(Interface markup and scripts)
****

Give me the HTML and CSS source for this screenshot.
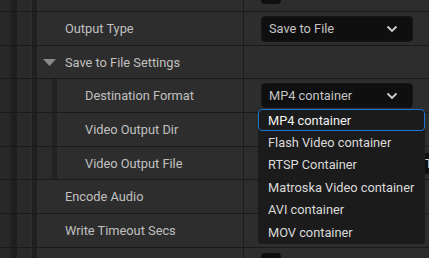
FILE: index.html
```html
<!DOCTYPE html>
<html>
<head>
<meta charset="utf-8">
<link rel="stylesheet" href="styles.css">
</head>
<body>
<div class="panel">
  <div class="row row-partial-top">
    <div class="gutter"></div>
    <div class="name"></div>
    <div class="value value-top"><span class="checkbox"></span></div>
  </div>
  <div class="row">
    <div class="gutter"></div>
    <div class="name"><span class="label">Output Type</span></div>
    <div class="value">
      <div class="combo"><span class="combo-text">Save to File</span>
        <svg class="chev" width="12" height="8" viewBox="0 0 12 8"><polyline points="1.5,1.5 6,6 10.5,1.5" fill="none" stroke="#d0d0d0" stroke-width="1.8"/></svg>
      </div>
    </div>
  </div>
  <div class="row">
    <div class="gutter"></div>
    <div class="name group-name">
      <svg class="tri" width="13" height="7" viewBox="0 0 13 7"><polygon points="0,0 13,0 6.5,7" fill="#8a8a8a"/></svg>
      <span class="label">Save to File Settings</span>
    </div>
    <div class="value"></div>
  </div>
  <div class="row">
    <div class="gutter"></div>
    <div class="name"><div class="indent"></div><span class="label">Destination Format</span></div>
    <div class="value">
      <div class="combo combo-2"><span class="combo-text">MP4 container</span>
        <svg class="chev" width="12" height="8" viewBox="0 0 12 8"><polyline points="1.5,1.5 6,6 10.5,1.5" fill="none" stroke="#d0d0d0" stroke-width="1.8"/></svg>
      </div>
    </div>
  </div>
  <div class="row">
    <div class="gutter"></div>
    <div class="name"><div class="indent"></div><span class="label">Video Output Dir</span></div>
    <div class="value"></div>
  </div>
  <div class="row">
    <div class="gutter"></div>
    <div class="name"><div class="indent"></div><span class="label">Video Output File</span></div>
    <div class="value"><div class="text-input">T</div></div>
  </div>
  <div class="row">
    <div class="gutter"></div>
    <div class="name"><span class="label">Encode Audio</span></div>
    <div class="value"></div>
  </div>
  <div class="row">
    <div class="gutter"></div>
    <div class="name"><span class="label">Write Timeout Secs</span></div>
    <div class="value"></div>
  </div>
  <div class="row">
    <div class="gutter"></div>
    <div class="name"></div>
    <div class="value value-bottom"><span class="checkbox"></span></div>
  </div>

  <div class="menu">
    <div class="item selected">MP4 container</div>
    <div class="item">Flash Video container</div>
    <div class="item">RTSP Container</div>
    <div class="item">Matroska Video container</div>
    <div class="item">AVI container</div>
    <div class="item">MOV container</div>
  </div>
</div>
</body>
</html>
```
FILE: styles.css
```css
* { box-sizing: border-box; }
html, body {
  margin: 0;
  padding: 0;
  background: #1c1c1c;
  overflow: hidden;
}
.panel {
  position: relative;
  width: 429px;
  height: 258px;
  overflow: hidden;
  font-family: Roboto, "Liberation Sans", sans-serif;
  font-size: 12.8px;
  color: #c0c0c0;
}
.row {
  display: flex;
  height: 33.7px;
  border-top: 1px solid #1a1a1a;
  background: #2d2d2d;
}
.row-partial-top {
  height: 11px;
  border-top: none;
}
.gutter {
  width: 37px;
  flex: none;
  background: linear-gradient(to right,
    #282828 0, #282828 10px,
    #232323 10px, #232323 12px,
    #1e1e1e 12px, #1e1e1e 17px,
    #292929 17px, #292929 30px,
    #2e2e2e 30px, #2e2e2e 32px,
    #1f1f1f 32px, #1f1f1f 37px);
}
.name {
  width: 207px;
  flex: none;
  display: flex;
  align-items: center;
  padding-left: 28px;
  border-right: 1px solid #1c1c1c;
}
.name .indent {
  width: 20px;
  height: 100%;
  margin-left: -28px;
  margin-right: 28px;
  background: #2b2b2b;
  border-right: 5px solid #222222;
}
.group-name {
  padding-left: 6px;
}
.tri {
  margin-right: 9px;
  margin-top: 1px;
}
.label {
  white-space: nowrap;
}
.value {
  flex: 1;
  display: flex;
  align-items: center;
  padding-left: 17px;
}
.value-top {
  align-items: flex-end;
  padding-bottom: 7px;
}
.value-bottom {
  align-items: flex-start;
  padding-top: 5px;
}
.checkbox {
  width: 20px;
  height: 20px;
  background: #0f0f0f;
  border-radius: 4px;
  display: block;
  flex: none;
}
.combo {
  width: 152px;
  height: 26px;
  background: #0f0f0f;
  border: 1px solid #161616;
  border-radius: 4px;
  display: flex;
  align-items: center;
  justify-content: space-between;
  padding: 0 14px 0 7px;
  color: #c4c4c4;
  margin-top: 1px;
}
.combo-2 {
  height: 25px;
  margin-top: 0;
}
.combo-text { white-space: nowrap; }
.chev { display: block; }
.text-input {
  width: 200px;
  height: 21px;
  background: #0f0f0f;
  border-radius: 4px;
  padding-left: 164px;
  display: flex;
  align-items: center;
  color: #d0d0d0;
  margin-top: 1px;
}
.menu {
  position: absolute;
  left: 258px;
  top: 109px;
  width: 167px;
  height: 135px;
  background: #1b1b1b;
  border-radius: 4px;
}
.item {
  height: 22.4px;
  display: flex;
  align-items: center;
  padding-left: 9px;
  color: #dadada;
  white-space: nowrap;
  border: 1px solid transparent;
  border-radius: 4px;
}
.item.selected {
  border-color: #1f73d4;
  color: #f2f2f2;
}
```
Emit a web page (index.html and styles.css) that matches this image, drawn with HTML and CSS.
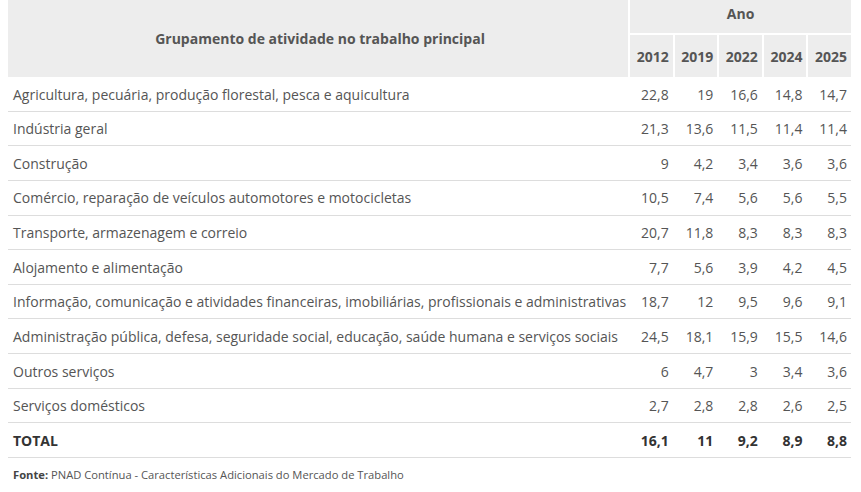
FILE: index.html
```html
<!DOCTYPE html>
<html lang="pt-BR">
<head>
<meta charset="utf-8">
<link rel="stylesheet" href="styles.css">
</head>
<body>
<div class="wrap">
<table class="data">
  <thead>
    <tr class="h1">
      <th class="grp" rowspan="2">Grupamento de atividade no trabalho principal</th>
      <th class="ano" colspan="5">Ano</th>
    </tr>
    <tr class="h2">
      <th class="yr">2012</th><th class="yr">2019</th><th class="yr">2022</th><th class="yr">2024</th><th class="yr">2025</th>
    </tr>
  </thead>
  <tbody>
    <tr><td class="lbl">Agricultura, pecuária, produção florestal, pesca e aquicultura</td><td>22,8</td><td>19</td><td>16,6</td><td>14,8</td><td>14,7</td></tr>
    <tr><td class="lbl">Indústria geral</td><td>21,3</td><td>13,6</td><td>11,5</td><td>11,4</td><td>11,4</td></tr>
    <tr><td class="lbl">Construção</td><td>9</td><td>4,2</td><td>3,4</td><td>3,6</td><td>3,6</td></tr>
    <tr><td class="lbl">Comércio, reparação de veículos automotores e motocicletas</td><td>10,5</td><td>7,4</td><td>5,6</td><td>5,6</td><td>5,5</td></tr>
    <tr><td class="lbl">Transporte, armazenagem e correio</td><td>20,7</td><td>11,8</td><td>8,3</td><td>8,3</td><td>8,3</td></tr>
    <tr><td class="lbl">Alojamento e alimentação</td><td>7,7</td><td>5,6</td><td>3,9</td><td>4,2</td><td>4,5</td></tr>
    <tr><td class="lbl">Informação, comunicação e atividades financeiras, imobiliárias, profissionais e administrativas</td><td>18,7</td><td>12</td><td>9,5</td><td>9,6</td><td>9,1</td></tr>
    <tr><td class="lbl">Administração pública, defesa, seguridade social, educação, saúde humana e serviços sociais</td><td>24,5</td><td>18,1</td><td>15,9</td><td>15,5</td><td>14,6</td></tr>
    <tr><td class="lbl">Outros serviços</td><td>6</td><td>4,7</td><td>3</td><td>3,4</td><td>3,6</td></tr>
    <tr><td class="lbl">Serviços domésticos</td><td>2,7</td><td>2,8</td><td>2,8</td><td>2,6</td><td>2,5</td></tr>
    <tr class="total"><td class="lbl">TOTAL</td><td>16,1</td><td>11</td><td>9,2</td><td>8,9</td><td>8,8</td></tr>
  </tbody>
</table>
<p class="source"><strong>Fonte:</strong> PNAD Contínua - Características Adicionais do Mercado de Trabalho</p>
</div>
</body>
</html>
```

FILE: styles.css
```css
html, body {
  margin: 0;
  padding: 0;
  background: #fff;
}
body {
  font-family: "Open Sans", "Liberation Sans", sans-serif;
  color: #555;
}
.wrap {
  padding: 0 10px 0 8px;
}
.data {
  width: 843px;
  border-collapse: separate;
  border-spacing: 0;
  font-size: 14px;
}
.data th {
  background: #ededed;
  color: #555;
  font-weight: 700;
  font-size: 14px;
  padding: 0 4px;
}
.data th.grp {
  text-align: center;
  border-right: 2px solid #fff;
  padding-left: 8px;
}
.data th.ano {
  border-bottom: 2px solid #fff;
  text-align: center;
  vertical-align: middle;
  padding-bottom: 6px;
  box-sizing: border-box;
}
.data .h1 th.ano { height: 35px; }
.data th.yr {
  height: 41px;
  width: 42px;
  text-align: right;
  border-left: 2px solid #fff;
  padding: 1px 4px 0 0;
}
.data th.yr:first-child { border-left: 0; }
.data td {
  padding: 7.5px 4px 6.5px 0;
  line-height: 19.64px;
  text-align: right;
  border-bottom: 1px solid #ddd;
  white-space: nowrap;
  color: #555;
}
.data td.lbl {
  text-align: left;
  padding-left: 5px;
}
.data tr.total td {
  font-weight: 700;
  color: #333;
}
.source {
  margin: 9px 0 0 5px;
  font-size: 11.2px;
  color: #555;
}
.source strong {
  color: #444;
}
```
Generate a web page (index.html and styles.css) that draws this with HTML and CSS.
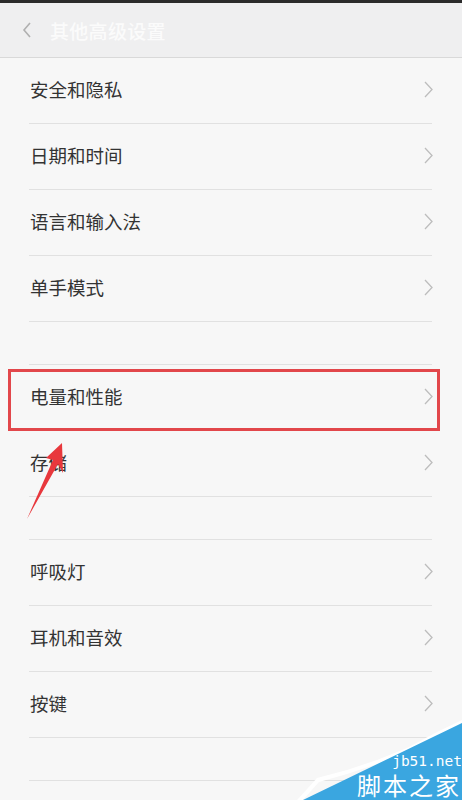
FILE: index.html
```html
<!DOCTYPE html>
<html lang="zh">
<head>
<meta charset="utf-8">
<link rel="stylesheet" href="styles.css">
</head>
<body>
<div class="screen">
  <div class="status"></div>
  <div class="header">
    <svg class="back" width="12" height="16" viewBox="0 0 12 16"><path d="M9 1 L3 8 L9 15" fill="none" stroke="#b0b0b0" stroke-width="1.6"/></svg>
    <span class="title">其他高级设置</span>
  </div>
  <div class="list">
    <div class="group first">
      <div class="row"><span>安全和隐私</span><svg class="chev" width="9" height="17" viewBox="0 0 9 17"><path d="M1 1 L8 8.5 L1 16" fill="none" stroke="#bdbdbd" stroke-width="1.3"/></svg></div>
      <div class="row"><span>日期和时间</span><svg class="chev" width="9" height="17" viewBox="0 0 9 17"><path d="M1 1 L8 8.5 L1 16" fill="none" stroke="#bdbdbd" stroke-width="1.3"/></svg></div>
      <div class="row"><span>语言和输入法</span><svg class="chev" width="9" height="17" viewBox="0 0 9 17"><path d="M1 1 L8 8.5 L1 16" fill="none" stroke="#bdbdbd" stroke-width="1.3"/></svg></div>
      <div class="row"><span>单手模式</span><svg class="chev" width="9" height="17" viewBox="0 0 9 17"><path d="M1 1 L8 8.5 L1 16" fill="none" stroke="#bdbdbd" stroke-width="1.3"/></svg></div>
    </div>
    <div class="group">
      <div class="row"><span>电量和性能</span><svg class="chev" width="9" height="17" viewBox="0 0 9 17"><path d="M1 1 L8 8.5 L1 16" fill="none" stroke="#bdbdbd" stroke-width="1.3"/></svg></div>
      <div class="row"><span>存储</span><svg class="chev" width="9" height="17" viewBox="0 0 9 17"><path d="M1 1 L8 8.5 L1 16" fill="none" stroke="#bdbdbd" stroke-width="1.3"/></svg></div>
    </div>
    <div class="group">
      <div class="row"><span>呼吸灯</span><svg class="chev" width="9" height="17" viewBox="0 0 9 17"><path d="M1 1 L8 8.5 L1 16" fill="none" stroke="#bdbdbd" stroke-width="1.3"/></svg></div>
      <div class="row"><span>耳机和音效</span><svg class="chev" width="9" height="17" viewBox="0 0 9 17"><path d="M1 1 L8 8.5 L1 16" fill="none" stroke="#bdbdbd" stroke-width="1.3"/></svg></div>
      <div class="row"><span>按键</span><svg class="chev" width="9" height="17" viewBox="0 0 9 17"><path d="M1 1 L8 8.5 L1 16" fill="none" stroke="#bdbdbd" stroke-width="1.3"/></svg></div>
    </div>
    <div class="group last"></div>
  </div>

  <div class="highlight"></div>
  <svg class="arrow" width="50" height="90" viewBox="0 0 50 90">
    <polygon points="42,0 43,30 38,21 7,76 33,17 26,15" fill="#e8383d"/>
  </svg>
  <div class="watermark">
    <svg class="wm-bg" width="165" height="80" viewBox="0 0 165 80">
      <polygon points="0,80 20,58 50,50 80,40 110,28 140,12 165,0 165,3 140,16 110,31 80,44 50,54 22,62 6,80" fill="#ffffff"/>
      <polygon points="6,80 165,3 165,80" fill="#3aa6e0"/>
    </svg>
    <span class="wm-url">jb51.net</span>
    <span class="wm-name">脚本之家</span>
  </div>
</div>
</body>
</html>
```

FILE: styles.css
```css
html, body {
  margin: 0;
  padding: 0;
}
body {
  width: 462px;
  height: 800px;
  overflow: hidden;
  background: #f7f7f7;
  font-family: "Noto Sans CJK SC", "Noto Sans", sans-serif;
}
.screen {
  position: relative;
  width: 462px;
  height: 800px;
  overflow: hidden;
  background: #f7f7f7;
}
.status {
  height: 3px;
  background: #2b2b2b;
}
.header {
  height: 54px;
  background: #efeff0;
  border-bottom: 1px solid #d9d9d9;
  display: flex;
  align-items: center;
  padding-left: 21px;
}
.back {
  margin-right: 17px;
}
.title {
  color: #fbfbfb;
  font-size: 19px;
  font-weight: 500;
  letter-spacing: 0.3px;
}
.list {
  padding: 0 30px 0 29px;
}
.group {
  border-top: 1px solid #e1e1e1;
  margin-top: 42px;
}
.group.first {
  border-top: none;
  margin-top: 0;
}
.group.last {
  margin-top: 42px;
}
.row {
  box-sizing: border-box;
  height: 66px;
  padding-bottom: 3px;
  padding-left: 1px;
  border-bottom: 1px solid #e1e1e1;
  display: flex;
  align-items: center;
  justify-content: space-between;
  color: #333333;
  font-size: 18.5px;
}
.chev {
  margin-right: -1px;
}
.highlight {
  position: absolute;
  left: 8px;
  top: 369px;
  width: 426px;
  height: 56px;
  border: 3px solid #e2474b;
}
.arrow {
  position: absolute;
  left: 20px;
  top: 443px;
}
.watermark {
  position: absolute;
  right: 0;
  bottom: 0;
  width: 165px;
  height: 80px;
}
.wm-bg {
  position: absolute;
  left: 0;
  top: 0;
}
.wm-url {
  position: absolute;
  right: 0;
  top: 33px;
  color: #ffffff;
  font-family: "DejaVu Sans Mono", monospace;
  font-size: 14.5px;
  line-height: 16px;
}
.wm-name {
  position: absolute;
  right: 1px;
  top: 51px;
  color: #ffffff;
  font-size: 24px;
  line-height: 27px;
  letter-spacing: 2px;
}
```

****

* **TASK INSTRUCTIONS**:
Track down every line holding the string "that" and copy it.

* **REPLY**:
Emit a web page (index.html and styles.css) that matches this image, drawn with HTML and CSS.
Generate a web page (index.html and styles.css) that draws this with HTML and CSS.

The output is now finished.